What to produce: Faithfully return all lines, omitting every embedded picture.

Available data:
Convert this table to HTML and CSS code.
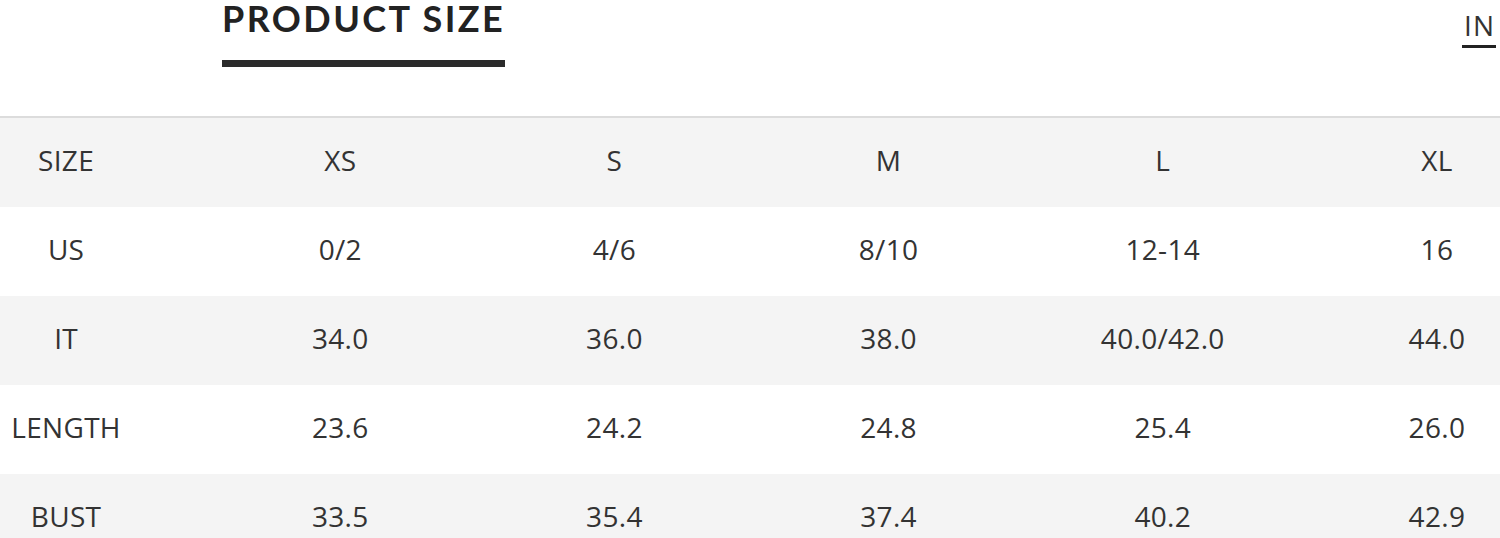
FILE: index.html
```html
<!DOCTYPE html>
<html>
<head>
<meta charset="utf-8">
<link rel="stylesheet" href="styles.css">
</head>
<body>
<div class="page">
  <header class="top">
    <div class="tab">
      <h1 class="title">PRODUCT SIZE</h1>
      <div class="tab-bar"></div>
    </div>
    <div class="unit">
      <span class="unit-label">IN</span>
    </div>
  </header>
  <div class="table-wrap">
    <div class="table">
      <div class="row gray">
        <div class="cell">SIZE</div><div class="cell">XS</div><div class="cell">S</div><div class="cell">M</div><div class="cell">L</div><div class="cell">XL</div>
      </div>
      <div class="row">
        <div class="cell">US</div><div class="cell">0/2</div><div class="cell">4/6</div><div class="cell">8/10</div><div class="cell">12-14</div><div class="cell">16</div>
      </div>
      <div class="row gray">
        <div class="cell">IT</div><div class="cell">34.0</div><div class="cell">36.0</div><div class="cell">38.0</div><div class="cell">40.0/42.0</div><div class="cell">44.0</div>
      </div>
      <div class="row">
        <div class="cell">LENGTH</div><div class="cell">23.6</div><div class="cell">24.2</div><div class="cell">24.8</div><div class="cell">25.4</div><div class="cell">26.0</div>
      </div>
      <div class="row gray">
        <div class="cell">BUST</div><div class="cell">33.5</div><div class="cell">35.4</div><div class="cell">37.4</div><div class="cell">40.2</div><div class="cell">42.9</div>
      </div>
    </div>
  </div>
</div>
</body>
</html>
```
FILE: styles.css
```css
html, body {
  margin: 0;
  padding: 0;
  background: #fff;
  overflow: hidden;
}
.page {
  width: 1500px;
  height: 538px;
  overflow: hidden;
}
.top {
  display: flex;
  justify-content: space-between;
  align-items: flex-start;
  height: 116px;
  border-bottom: 2px solid #dcdcdc;
  box-sizing: content-box;
}
.tab {
  margin-left: 222px;
  display: flex;
  flex-direction: column;
  align-items: flex-start;
}
.title {
  margin: 0;
  font-family: Lato, "Open Sans", sans-serif;
  font-weight: 700;
  font-size: 36px;
  line-height: 36px;
  letter-spacing: 2.4px;
  color: #222;
  white-space: nowrap;
}
.tab-bar {
  margin-top: 24px;
  width: 283px;
  height: 7px;
  background: #2b2b2b;
}
.unit {
  margin-right: 4px;
  padding-top: 9px;
}
.unit-label {
  display: block;
  font-family: "Open Sans", sans-serif;
  font-size: 28px;
  line-height: 32px;
  color: #333;
  padding: 0 1px 4px 2px;
  border-bottom: 3px solid #222;
  letter-spacing: 1px;
}
.table-wrap {
  margin-left: -71px;
  width: 1645px;
}
.row {
  display: grid;
  grid-template-columns: repeat(6, 1fr);
  height: 89px;
  align-items: center;
}
.row.gray {
  background: #f4f4f4;
}
.cell {
  text-align: center;
  font-family: "Open Sans", sans-serif;
  font-size: 28px;
  line-height: 34px;
  padding-bottom: 6px;
  letter-spacing: 0.3px;
  color: #333;
  white-space: nowrap;
}
```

Expected output:
Convert this table to HTML and CSS code.
FILE: index.html
```html
<!DOCTYPE html>
<html>
<head>
<meta charset="utf-8">
<link rel="stylesheet" href="styles.css">
</head>
<body>
<div class="page">
  <header class="top">
    <div class="tab">
      <h1 class="title">PRODUCT SIZE</h1>
      <div class="tab-bar"></div>
    </div>
    <div class="unit">
      <span class="unit-label">IN</span>
    </div>
  </header>
  <div class="table-wrap">
    <div class="table">
      <div class="row gray">
        <div class="cell">SIZE</div><div class="cell">XS</div><div class="cell">S</div><div class="cell">M</div><div class="cell">L</div><div class="cell">XL</div>
      </div>
      <div class="row">
        <div class="cell">US</div><div class="cell">0/2</div><div class="cell">4/6</div><div class="cell">8/10</div><div class="cell">12-14</div><div class="cell">16</div>
      </div>
      <div class="row gray">
        <div class="cell">IT</div><div class="cell">34.0</div><div class="cell">36.0</div><div class="cell">38.0</div><div class="cell">40.0/42.0</div><div class="cell">44.0</div>
      </div>
      <div class="row">
        <div class="cell">LENGTH</div><div class="cell">23.6</div><div class="cell">24.2</div><div class="cell">24.8</div><div class="cell">25.4</div><div class="cell">26.0</div>
      </div>
      <div class="row gray">
        <div class="cell">BUST</div><div class="cell">33.5</div><div class="cell">35.4</div><div class="cell">37.4</div><div class="cell">40.2</div><div class="cell">42.9</div>
      </div>
    </div>
  </div>
</div>
</body>
</html>
```
FILE: styles.css
```css
html, body {
  margin: 0;
  padding: 0;
  background: #fff;
  overflow: hidden;
}
.page {
  width: 1500px;
  height: 538px;
  overflow: hidden;
}
.top {
  display: flex;
  justify-content: space-between;
  align-items: flex-start;
  height: 116px;
  border-bottom: 2px solid #dcdcdc;
  box-sizing: content-box;
}
.tab {
  margin-left: 222px;
  display: flex;
  flex-direction: column;
  align-items: flex-start;
}
.title {
  margin: 0;
  font-family: Lato, "Open Sans", sans-serif;
  font-weight: 700;
  font-size: 36px;
  line-height: 36px;
  letter-spacing: 2.4px;
  color: #222;
  white-space: nowrap;
}
.tab-bar {
  margin-top: 24px;
  width: 283px;
  height: 7px;
  background: #2b2b2b;
}
.unit {
  margin-right: 4px;
  padding-top: 9px;
}
.unit-label {
  display: block;
  font-family: "Open Sans", sans-serif;
  font-size: 28px;
  line-height: 32px;
  color: #333;
  padding: 0 1px 4px 2px;
  border-bottom: 3px solid #222;
  letter-spacing: 1px;
}
.table-wrap {
  margin-left: -71px;
  width: 1645px;
}
.row {
  display: grid;
  grid-template-columns: repeat(6, 1fr);
  height: 89px;
  align-items: center;
}
.row.gray {
  background: #f4f4f4;
}
.cell {
  text-align: center;
  font-family: "Open Sans", sans-serif;
  font-size: 28px;
  line-height: 34px;
  padding-bottom: 6px;
  letter-spacing: 0.3px;
  color: #333;
  white-space: nowrap;
}
```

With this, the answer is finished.